___ Dataset excerpt ___

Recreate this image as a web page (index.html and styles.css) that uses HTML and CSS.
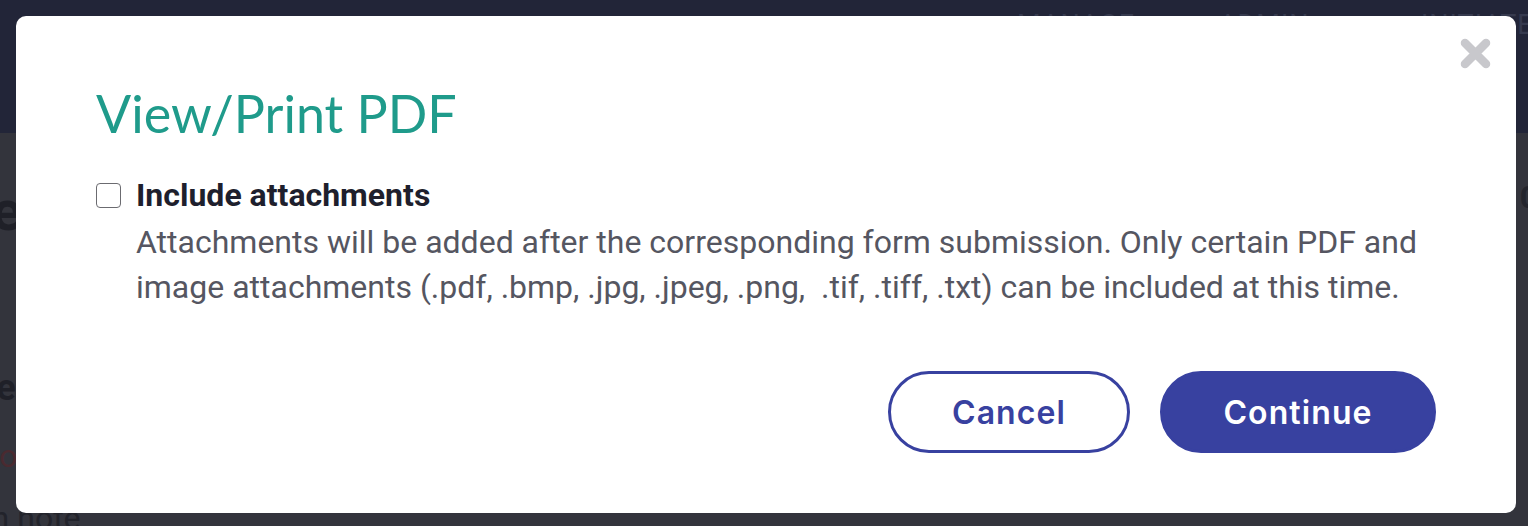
FILE: index.html
```html
<!DOCTYPE html>
<html lang="en">
<head>
<meta charset="utf-8">
<title>View/Print PDF</title>
<link rel="stylesheet" href="styles.css">
</head>
<body>
<div class="page">
  <header class="topbar">
    <nav class="nav">
      <span class="nav-item">MANAGE</span>
      <span class="nav-item">ADMIN</span>
      <span class="nav-item">INITIATE</span>
    </nav>
  </header>
  <main class="content">
    <div class="content-row">
      <h1 class="bg-title">Home</h1>
      <span class="bg-count">10</span>
    </div>
    <p class="bg-sub">Step</p>
    <p class="bg-warn">You</p>
    <p class="bg-note">Written note</p>
  </main>
</div>

<div class="modal" role="dialog" aria-labelledby="modal-title">
  <button class="close" aria-label="Close">
    <svg viewBox="0 0 31 31" width="31" height="31" aria-hidden="true">
      <path d="M5 5 L26 26 M26 5 L5 26" stroke="currentColor" stroke-width="8.5" stroke-linecap="round" fill="none"/>
    </svg>
  </button>
  <h2 class="modal-title" id="modal-title">View/Print PDF</h2>
  <div class="option">
    <span class="checkbox"></span>
    <div class="option-text">
      <div class="option-label">Include attachments</div>
      <p class="option-desc">Attachments will be added after the corresponding form submission. Only certain PDF and image attachments (.pdf, .bmp, .jpg, .jpeg, .png, &nbsp;.tif, .tiff, .txt) can be included at this time.</p>
    </div>
  </div>
  <div class="actions">
    <button class="btn btn-cancel">Cancel</button>
    <button class="btn btn-continue">Continue</button>
  </div>
</div>
</body>
</html>
```

FILE: styles.css
```css
* { box-sizing: border-box; }
html, body { margin: 0; padding: 0; }
body {
  width: 1528px;
  height: 526px;
  overflow: hidden;
  background: #33343c;
  font-family: Roboto, "Liberation Sans", sans-serif;
}

.page { height: 526px; overflow: hidden; }

.topbar {
  height: 133px;
  background: #222538;
  overflow: hidden;
}
.nav {
  display: flex;
  padding: 9px 0 0 1017px;
  white-space: nowrap;
}
.nav-item {
  flex: none;
  width: 202px;
  font-size: 27px;
  line-height: 32px;
  color: #363a4e;
  letter-spacing: 1px;
}

.content {
  color: #22232b;
}
.content-row {
  display: flex;
  justify-content: space-between;
  align-items: flex-start;
}
.bg-title {
  margin: 50px 0 0 -128px;
  font-size: 56px;
  line-height: 56px;
  font-weight: 700;
  color: #1f2028;
}
.bg-count {
  margin: 48px -10px 0 0;
  font-size: 32px;
  line-height: 32px;
  font-weight: 700;
  color: #24252d;
}
.bg-sub {
  margin: 131px 0 0 -38px;
  font-size: 36px;
  line-height: 36px;
  font-weight: 700;
  color: #1f2028;
}
.bg-warn {
  margin: 34px 0 0 -19px;
  font-size: 32px;
  line-height: 32px;
  color: #4a2a30;
}
.bg-note {
  margin: 30px 0 0 -93px;
  font-size: 32px;
  line-height: 32px;
  color: #22232b;
  white-space: nowrap;
}

.modal {
  position: fixed;
  left: 16px;
  top: 16px;
  width: 1500px;
  height: 497px;
  background: #ffffff;
  border-radius: 10px;
  padding: 66px 80px 60px 80px;
}

.close {
  position: absolute;
  top: 22px;
  right: 25px;
  width: 31px;
  height: 31px;
  padding: 0;
  border: 0;
  background: none;
  color: #c8c8cc;
  display: block;
}
.close svg { display: block; }

.modal-title {
  margin: 0;
  font-family: Lato, "Open Sans", sans-serif;
  font-weight: 400;
  font-size: 52px;
  line-height: 62px;
  color: #1f9b8b;
}

.option {
  display: flex;
  gap: 15px;
  margin-top: 29px;
}
.checkbox {
  flex: none;
  width: 25px;
  height: 25px;
  margin-top: 10px;
  border: 1.5px solid #6b6b70;
  border-radius: 4px;
  background: #fff;
}
.option-text { flex: 1; }
.option-label {
  font-family: Roboto, sans-serif;
  font-weight: 700;
  font-size: 32px;
  line-height: 45px;
  color: #1e1f2d;
}
.option-desc {
  margin: 2px 0 0 0;
  font-family: Roboto, sans-serif;
  font-size: 32px;
  line-height: 45px;
  color: #555661;
}

.actions {
  display: flex;
  justify-content: flex-end;
  gap: 30px;
  margin-top: 61px;
}
.btn {
  height: 82px;
  border-radius: 41px;
  border: 3px solid #3841a0;
  font-family: Inter, "Open Sans", sans-serif;
  font-weight: 600;
  font-size: 32px;
  letter-spacing: 1.1px;
}
.btn-cancel {
  width: 242px;
  background: #fff;
  color: #3841a0;
}
.btn-continue {
  width: 276px;
  background: #3841a0;
  color: #fff;
}
```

___

*What to work on*. Every line of text is to be repeated exactly; pictures are left out.

*Solution for this problem*.
Recreate this image as a web page (index.html and styles.css) that uses HTML and CSS.
FILE: index.html
```html
<!DOCTYPE html>
<html lang="en">
<head>
<meta charset="utf-8">
<title>View/Print PDF</title>
<link rel="stylesheet" href="styles.css">
</head>
<body>
<div class="page">
  <header class="topbar">
    <nav class="nav">
      <span class="nav-item">MANAGE</span>
      <span class="nav-item">ADMIN</span>
      <span class="nav-item">INITIATE</span>
    </nav>
  </header>
  <main class="content">
    <div class="content-row">
      <h1 class="bg-title">Home</h1>
      <span class="bg-count">10</span>
    </div>
    <p class="bg-sub">Step</p>
    <p class="bg-warn">You</p>
    <p class="bg-note">Written note</p>
  </main>
</div>

<div class="modal" role="dialog" aria-labelledby="modal-title">
  <button class="close" aria-label="Close">
    <svg viewBox="0 0 31 31" width="31" height="31" aria-hidden="true">
      <path d="M5 5 L26 26 M26 5 L5 26" stroke="currentColor" stroke-width="8.5" stroke-linecap="round" fill="none"/>
    </svg>
  </button>
  <h2 class="modal-title" id="modal-title">View/Print PDF</h2>
  <div class="option">
    <span class="checkbox"></span>
    <div class="option-text">
      <div class="option-label">Include attachments</div>
      <p class="option-desc">Attachments will be added after the corresponding form submission. Only certain PDF and image attachments (.pdf, .bmp, .jpg, .jpeg, .png, &nbsp;.tif, .tiff, .txt) can be included at this time.</p>
    </div>
  </div>
  <div class="actions">
    <button class="btn btn-cancel">Cancel</button>
    <button class="btn btn-continue">Continue</button>
  </div>
</div>
</body>
</html>
```

FILE: styles.css
```css
* { box-sizing: border-box; }
html, body { margin: 0; padding: 0; }
body {
  width: 1528px;
  height: 526px;
  overflow: hidden;
  background: #33343c;
  font-family: Roboto, "Liberation Sans", sans-serif;
}

.page { height: 526px; overflow: hidden; }

.topbar {
  height: 133px;
  background: #222538;
  overflow: hidden;
}
.nav {
  display: flex;
  padding: 9px 0 0 1017px;
  white-space: nowrap;
}
.nav-item {
  flex: none;
  width: 202px;
  font-size: 27px;
  line-height: 32px;
  color: #363a4e;
  letter-spacing: 1px;
}

.content {
  color: #22232b;
}
.content-row {
  display: flex;
  justify-content: space-between;
  align-items: flex-start;
}
.bg-title {
  margin: 50px 0 0 -128px;
  font-size: 56px;
  line-height: 56px;
  font-weight: 700;
  color: #1f2028;
}
.bg-count {
  margin: 48px -10px 0 0;
  font-size: 32px;
  line-height: 32px;
  font-weight: 700;
  color: #24252d;
}
.bg-sub {
  margin: 131px 0 0 -38px;
  font-size: 36px;
  line-height: 36px;
  font-weight: 700;
  color: #1f2028;
}
.bg-warn {
  margin: 34px 0 0 -19px;
  font-size: 32px;
  line-height: 32px;
  color: #4a2a30;
}
.bg-note {
  margin: 30px 0 0 -93px;
  font-size: 32px;
  line-height: 32px;
  color: #22232b;
  white-space: nowrap;
}

.modal {
  position: fixed;
  left: 16px;
  top: 16px;
  width: 1500px;
  height: 497px;
  background: #ffffff;
  border-radius: 10px;
  padding: 66px 80px 60px 80px;
}

.close {
  position: absolute;
  top: 22px;
  right: 25px;
  width: 31px;
  height: 31px;
  padding: 0;
  border: 0;
  background: none;
  color: #c8c8cc;
  display: block;
}
.close svg { display: block; }

.modal-title {
  margin: 0;
  font-family: Lato, "Open Sans", sans-serif;
  font-weight: 400;
  font-size: 52px;
  line-height: 62px;
  color: #1f9b8b;
}

.option {
  display: flex;
  gap: 15px;
  margin-top: 29px;
}
.checkbox {
  flex: none;
  width: 25px;
  height: 25px;
  margin-top: 10px;
  border: 1.5px solid #6b6b70;
  border-radius: 4px;
  background: #fff;
}
.option-text { flex: 1; }
.option-label {
  font-family: Roboto, sans-serif;
  font-weight: 700;
  font-size: 32px;
  line-height: 45px;
  color: #1e1f2d;
}
.option-desc {
  margin: 2px 0 0 0;
  font-family: Roboto, sans-serif;
  font-size: 32px;
  line-height: 45px;
  color: #555661;
}

.actions {
  display: flex;
  justify-content: flex-end;
  gap: 30px;
  margin-top: 61px;
}
.btn {
  height: 82px;
  border-radius: 41px;
  border: 3px solid #3841a0;
  font-family: Inter, "Open Sans", sans-serif;
  font-weight: 600;
  font-size: 32px;
  letter-spacing: 1.1px;
}
.btn-cancel {
  width: 242px;
  background: #fff;
  color: #3841a0;
}
.btn-continue {
  width: 276px;
  background: #3841a0;
  color: #fff;
}
```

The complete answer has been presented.